Don’t use Recruiters to hire Engineers

Categories leadership, recruiting, startups

A job or two ago, I was under pressure to hire up a team of engineers, but the CEO wouldn’t let me use a recruiter.   While there was some short term pain associated with that directive, it was the best move in the long term.  Once I learned to recruit on my own, I found better candidates and I found plenty of them.  My CEO was right.  He made me break my recruiter-habit and I’ll never look back.

Recruiters cost too much.

Recruiters for a software engineering opening will charge your company 15-25% of your new hire’s annual salary.  If the new hire is at your company after 3 months, even if doesn’t stay at your company after that, you still have to pay.  How much of your time is worth an extra $20k in burn?  Even the best paid founders would have to spend 200 hours recruiting a single engineer to match a recruiter fee for that engineer.

Recruiters don’t add value on their own.

I’ve never worked with a recruiter who has given me more than 1 qualified candidate for every 3 resumes they send me.   Most of the time, a recruiters ‘network’ is just doing keyword-based searches on LinkedIn.  And worse, they are shopping each candidate around to multiple companies — limiting the amount of resources they spend on your opening.  For a recruiter, candidate flow is a numbers game and not a quality game.

Recruiters dilute your brand.

As a potential employee, would you rather get an intro message from a Director at a hot-startup, or from a dime-a-dozen recruiter  that doesn’t understand (or mention) the position or company or why you’d be a fit.  The best recruiters I know get a 20% response rate on their LinkedIn messages, at my peak I was getting a 55% response rate.

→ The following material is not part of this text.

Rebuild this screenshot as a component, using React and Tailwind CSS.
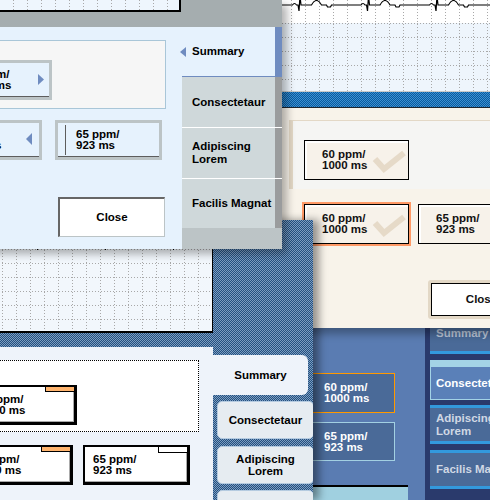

Recruiters are mercenaries.

Even the best recruiters out there don’t have a deep understanding of what you do.  The worst ones will try to steal your current employees.  For someone who actually is going to spend-time with a new hire, getting them on-boarded, oriented in the culture, managing them, hiring is a game of quality.  For a recruiter, it’s a numbers-game.

Building team culture is a long-game.

There are many posts out there that confirm it; Team culture is one of the most important parts of building a successful team.  If you outsource your brand and the sourcing of the individuals who will join your team, how can you maintain a tight grip on the knobs controlling your team culture?

If you don’t know how to recruit, take the time to learn.  Your team will be better in the long term.